Request – Copy all lines holding the word "index" from the entries.

Given data –
□ □ □ □

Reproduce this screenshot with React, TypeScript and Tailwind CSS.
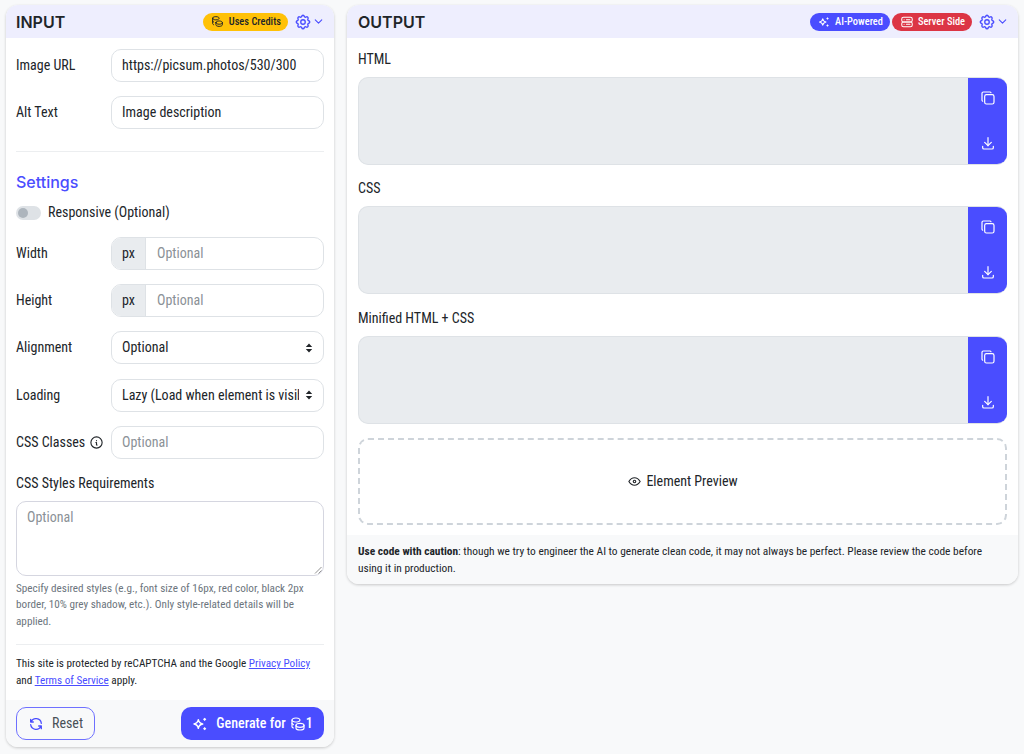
import React from "react";
import { TbSettings, TbChevronDown, TbInfoCircle, TbRefresh, TbCopy, TbDownload, TbEye, TbCoins, TbServer2 } from "react-icons/tb";

const Spark = ({ size }: { size: number }) => (
  <svg width={size} height={size} viewBox="0 0 24 24" fill="none" className="shrink-0">
    <path d="M9.5 5.5C10.3 9.8 11.7 11.2 16 12C11.7 12.8 10.3 14.2 9.5 18.5C8.7 14.2 7.3 12.8 3 12C7.3 11.2 8.7 9.8 9.5 5.5Z" stroke="currentColor" strokeWidth="2.2" strokeLinejoin="round" />
    <path d="M19 2.5 21.5 5 19 7.5 16.5 5Z M19 16.5 21.5 19 19 21.5 16.5 19Z" fill="currentColor" />
  </svg>
);

const Gear = () => (
  <div className="flex items-center text-[#4a4dff]">
    <TbSettings size={18} strokeWidth={1.8} />
    <TbChevronDown size={13} strokeWidth={2} />
  </div>
);

const SelectArrows = () => (
  <svg width="8" height="10" viewBox="0 0 8 10" className="shrink-0">
    <path d="M4 0.5 7.2 4H0.8Z M4 9.5 0.8 6H7.2Z" fill="#212529" />
  </svg>
);

const Row = ({ label, children }: { label: React.ReactNode; children: React.ReactNode }) => (
  <div className="flex items-center h-[33px]">
    <div className="w-[95px] shrink-0 text-[14px] whitespace-nowrap text-[#212529]">{label}</div>
    <div className="flex-1 min-w-0">{children}</div>
  </div>
);

const Field = ({ children, muted }: { children: React.ReactNode; muted?: boolean }) => (
  <div className={`h-[33px] rounded-[10px] border border-[#dee2e6] bg-white px-[10px] flex items-center text-[14px] ${muted ? "text-[#8b9197]" : "text-[#212529]"}`}>
    {children}
  </div>
);

const Px = () => (
  <div className="h-[33px] rounded-[10px] border border-[#dee2e6] bg-white flex items-center text-[14px] overflow-hidden">
    <div className="w-[34px] h-full bg-[#e9ecef] border-r border-[#dee2e6] flex items-center justify-center text-[#212529]">px</div>
    <div className="pl-[11px] text-[#8b9197]">Optional</div>
  </div>
);

const Sel = ({ children }: { children: React.ReactNode }) => (
  <div className="h-[33px] rounded-[10px] border border-[#dee2e6] bg-white pl-[10px] pr-[10px] flex items-center text-[14px] text-[#212529] gap-[6px]">
    <div className="flex-1 min-w-0 overflow-hidden whitespace-nowrap">{children}</div>
    <SelectArrows />
  </div>
);

const CodeBox = ({ label }: { label: string }) => (
  <div>
    <div className="text-[14px] leading-[21px] text-[#212529] pt-[1px] mb-[7px]">{label}</div>
    <div className="flex h-[88px] rounded-[10px] overflow-hidden bg-[#e9ecef] border-t border-b border-l border-[#dee2e6]">
      <div className="flex-1" />
      <div className="w-[39px] bg-[#4a4dff] text-white flex flex-col items-center justify-between pt-[13px] pb-[14px] -my-px">
        <TbCopy size={16} strokeWidth={1.8} />
        <TbDownload size={16} strokeWidth={1.8} />
      </div>
    </div>
  </div>
);

export default function App() {
  return (
    <div className="min-h-[754px] bg-[#f8f9fa] px-[6px] pt-[5px] flex items-start gap-[13px] font-['Roboto',sans-serif] [font-stretch:87.5%] text-[#212529]">
      <div className="w-[328px] shrink-0 rounded-[12px] bg-white shadow-[0_1px_3px_rgba(0,0,0,0.2)] overflow-hidden h-[742px] flex flex-col">
        <div className="h-[33px] bg-[#eeeefe] flex items-center justify-between pl-[10px] pr-[9px]">
          <div className="font-['Inter',sans-serif] font-semibold text-[16px] text-[#212529]">INPUT</div>
          <div className="flex items-center gap-[6px]">
            <div className="h-[18px] rounded-full bg-[#ffc107] flex items-center gap-[5px] pl-[8px] pr-[7px] text-[10.4px] font-medium text-[#212529]">
              <TbCoins size={13} strokeWidth={1.8} />
              Uses Credits
            </div>
            <Gear />
          </div>
        </div>
        <div className="flex-1 px-[10px] pt-[11px] flex flex-col">
          <div className="flex flex-col gap-[14px]">
            <Row label="Image URL"><Field>https://picsum.photos/530/300</Field></Row>
            <Row label="Alt Text"><Field>Image description</Field></Row>
          </div>
          <div className="h-px bg-[#eceef0] mt-[22px]" />
          <div className="font-['Inter',sans-serif] font-medium text-[16px] leading-[24px] text-[#4a4dff] mt-[18px]">Settings</div>
          <div className="flex items-center gap-[7px] mt-[8px] h-[21px] text-[14px]">
            <div className="w-[25px] h-[14px] rounded-full bg-[#dee2e6] flex items-center pl-[2px]">
              <div className="w-[10px] h-[10px] rounded-full bg-[#adb5bd]" />
            </div>
            Responsive (Optional)
          </div>
          <div className="flex flex-col gap-[14.2px] mt-[14px]">
            <Row label="Width"><Px /></Row>
            <Row label="Height"><Px /></Row>
            <Row label="Alignment"><Sel>Optional</Sel></Row>
            <Row label="Loading"><Sel>Lazy (Load when element is visible)</Sel></Row>
            <Row label={<span className="flex items-center gap-[4px]">CSS Classes <TbInfoCircle size={15} strokeWidth={1.8} /></span>}><Field muted>Optional</Field></Row>
          </div>
          <div className="text-[14px] leading-[21px] mt-[14px]">CSS Styles Requirements</div>
          <div className="relative h-[75px] mt-[7px] rounded-[10px] border border-[#d5d6e0] px-[10px] py-[5px] text-[14px] text-[#8b9197]">
            Optional
            <svg width="8" height="8" viewBox="0 0 8 8" className="absolute right-[1px] bottom-[1px]">
              <path d="M7.5 1 1 7.5M7.5 4.5 4.5 7.5" stroke="#777" strokeWidth="0.8" />
            </svg>
          </div>
          <div className="text-[11.2px] leading-[16.5px] text-[#6c757d] mt-[5px]">
            Specify desired styles (e.g., font size of 16px, red color, black 2px border, 10% grey shadow, etc.). Only style-related details will be applied.
          </div>
          <div className="h-px bg-[#eceef0] mt-[14px]" />
          <div className="text-[11.2px] leading-[16.8px] text-[#212529] mt-[11px]">
            This site is protected by reCAPTCHA and the Google <a href="#" className="underline text-[#4a4dff]">Privacy Policy</a> and <a href="#" className="underline text-[#4a4dff]">Terms of Service</a> apply.
          </div>
        </div>
        <div className="h-[47px] bg-[#f8f9fa] flex items-center justify-between px-[10px]">
          <div className="h-[33px] w-[79px] rounded-[10px] border border-[#6e70ff] flex items-center justify-center gap-[8px] text-[14px] text-[#495057]">
            <TbRefresh size={16} strokeWidth={1.9} className="text-[#4a4dff]" />
            Reset
          </div>
          <div className="h-[33px] w-[143px] rounded-[10px] bg-[#4a4dff] text-white flex items-center justify-center gap-[8px] text-[14px] font-medium">
            <Spark size={16} />
            <span className="flex items-center">Generate for <TbCoins size={16} strokeWidth={1.8} className="ml-[4px]" />1</span>
          </div>
        </div>
      </div>

      <div className="flex-1 rounded-[12px] bg-white shadow-[0_1px_3px_rgba(0,0,0,0.2)] overflow-hidden">
        <div className="h-[33px] bg-[#eeeefe] flex items-center justify-between pl-[11px] pr-[9px]">
          <div className="font-['Inter',sans-serif] font-semibold text-[16px] text-[#212529]">OUTPUT</div>
          <div className="flex items-center">
            <div className="h-[18px] rounded-full bg-[#4a4dff] flex items-center gap-[5px] pl-[8px] pr-[7px] text-[10.4px] font-medium text-white">
              <Spark size={12} />
              AI-Powered
            </div>
            <div className="h-[18px] rounded-full bg-[#dc3545] flex items-center gap-[4px] pl-[8px] pr-[7px] ml-[2px] mr-[6px] text-[10.4px] font-medium text-white">
              <TbServer2 size={14} strokeWidth={1.8} />
              Server Side
            </div>
            <Gear />
          </div>
        </div>
        <div className="px-[11px] pt-[10px] pb-[10px] flex flex-col gap-[12.4px]">
          <CodeBox label="HTML" />
          <CodeBox label="CSS" />
          <CodeBox label="Minified HTML + CSS" />
          <div className="h-[87.5px] rounded-[10px] border-2 border-dashed border-[#ced4da] mt-[1.6px] flex items-center justify-center gap-[4px] text-[14px]">
            <TbEye size={15} strokeWidth={1.8} />
            Element Preview
          </div>
        </div>
        <div className="bg-[#f8f9fa] pl-[11px] pr-[30px] pt-[8px] pb-[7px] text-[11.4px] leading-[17px] text-[#212529]">
          <b className="font-bold">Use code with caution</b>: though we try to engineer the AI to generate clean code, it may not always be perfect. Please review the code before using it in production.
        </div>
      </div>
    </div>
  );
}
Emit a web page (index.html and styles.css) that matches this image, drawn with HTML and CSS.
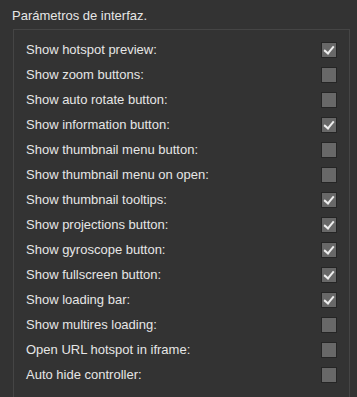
FILE: index.html
```html
<!DOCTYPE html>
<html lang="es">
<head>
  <meta charset="UTF-8" />
  <title>Parámetros de interfaz</title>
  <link rel="stylesheet" href="styles.css">
</head>
<body>
  <div class="title">Parámetros de interfaz.</div>
  <div class="group">
    <div class="row"><span>Show hotspot preview:</span><span class="check on"></span></div>
    <div class="row"><span>Show zoom buttons:</span><span class="check"></span></div>
    <div class="row"><span>Show auto rotate button:</span><span class="check"></span></div>
    <div class="row"><span>Show information button:</span><span class="check on"></span></div>
    <div class="row"><span>Show thumbnail menu button:</span><span class="check"></span></div>
    <div class="row"><span>Show thumbnail menu on open:</span><span class="check"></span></div>
    <div class="row"><span>Show thumbnail tooltips:</span><span class="check on"></span></div>
    <div class="row"><span>Show projections button:</span><span class="check on"></span></div>
    <div class="row"><span>Show gyroscope button:</span><span class="check on"></span></div>
    <div class="row"><span>Show fullscreen button:</span><span class="check on"></span></div>
    <div class="row"><span>Show loading bar:</span><span class="check on"></span></div>
    <div class="row"><span>Show multires loading:</span><span class="check"></span></div>
    <div class="row"><span>Open URL hotspot in iframe:</span><span class="check"></span></div>
    <div class="row"><span>Auto hide controller:</span><span class="check"></span></div>
  </div>
</body>
</html>
```

FILE: styles.css
```css
body {
  margin: 0;
  background: #333333;
  color: #e6e6e6;
  font-family: "Liberation Sans", Arial, sans-serif;
  font-size: 13px;
  overflow: hidden;
}

.title {
  padding: 8px 0 0 12px;
  height: 21px;
}

.group {
  margin: 0 7px 0 13px;
  border: 1px solid #454545;
  border-bottom: none;
  padding: 7px 12px 20px 12px;
}

.row {
  display: flex;
  align-items: center;
  justify-content: space-between;
  height: 25px;
}

.check {
  width: 14px;
  height: 14px;
  background: #686868;
  border: 1px solid #252525;
  position: relative;
}

.check.on::after {
  content: "";
  position: absolute;
  left: 4px;
  top: 1px;
  width: 4px;
  height: 8px;
  border: solid #eeeeee;
  border-width: 0 2px 2px 0;
  transform: rotate(40deg);
}
```
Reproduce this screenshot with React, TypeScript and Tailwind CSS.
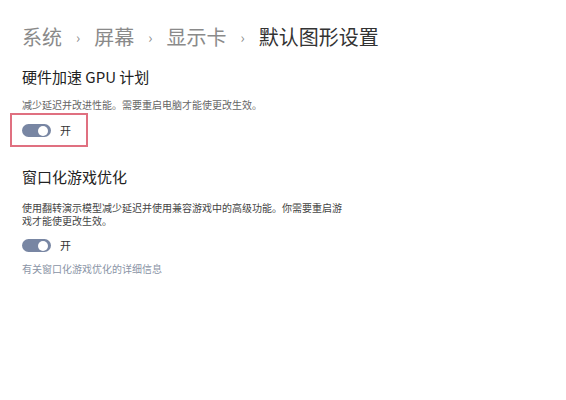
const FONT = "font-['Microsoft_YaHei','Noto_Sans_CJK_SC',sans-serif]";

function Toggle() {
  return (
    <div className="flex items-center gap-[9px]">
      <span className="flex h-[13px] w-[29px] items-center justify-end rounded-full bg-[#7886a3] pr-[3px]">
        <span className="h-[10px] w-[10px] rounded-full bg-white" />
      </span>
      <span className="text-[11px] leading-none text-[#333]">开</span>
    </div>
  );
}

const CRUMBS = ["系统", "屏幕", "显示卡"];

export default function App() {
  return (
    <div className={`${FONT} h-[400px] w-[566px] bg-white px-[22px] pt-[24px]`}>
      <div className="flex items-center text-[20px] leading-[26px] text-[#8a8a8a]">
        {CRUMBS.map((c) => (
          <span key={c} className="flex items-center">
            <span>{c}</span>
            <span className="mx-[14px] text-[14px]">›</span>
          </span>
        ))}
        <span className="text-[#333]">默认图形设置</span>
      </div>

      <h2 className="mt-[17px] text-[15px] leading-[20px] text-[#222]">硬件加速 GPU 计划</h2>
      <p className="mt-[11px] text-[10px] leading-[14px] text-[#666]">
        减少延迟并改进性能。需要重启电脑才能使更改生效。
      </p>
      <div className="-ml-[12px] mt-[1px] w-[78px] border-2 border-[#e07080] pb-[8px] pl-[10px] pt-[9px]">
        <Toggle />
      </div>

      <h2 className="mt-[20px] text-[15px] leading-[20px] text-[#222]">窗口化游戏优化</h2>
      <p className="mt-[14px] w-[326px] text-[10px] leading-[13px] text-[#444]">
        使用翻转演示模型减少延迟并使用兼容游戏中的高级功能。你需要重启游戏才能使更改生效。
      </p>
      <div className="mt-[12px]">
        <Toggle />
      </div>
      <p className="mt-[10px] text-[10px] leading-[14px] text-[#8a94a6]">有关窗口化游戏优化的详细信息</p>
    </div>
  );
}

□ □ □ □

Solution to this problem –
Emit a web page (index.html and styles.css) that matches this image, drawn with HTML and CSS.
FILE: index.html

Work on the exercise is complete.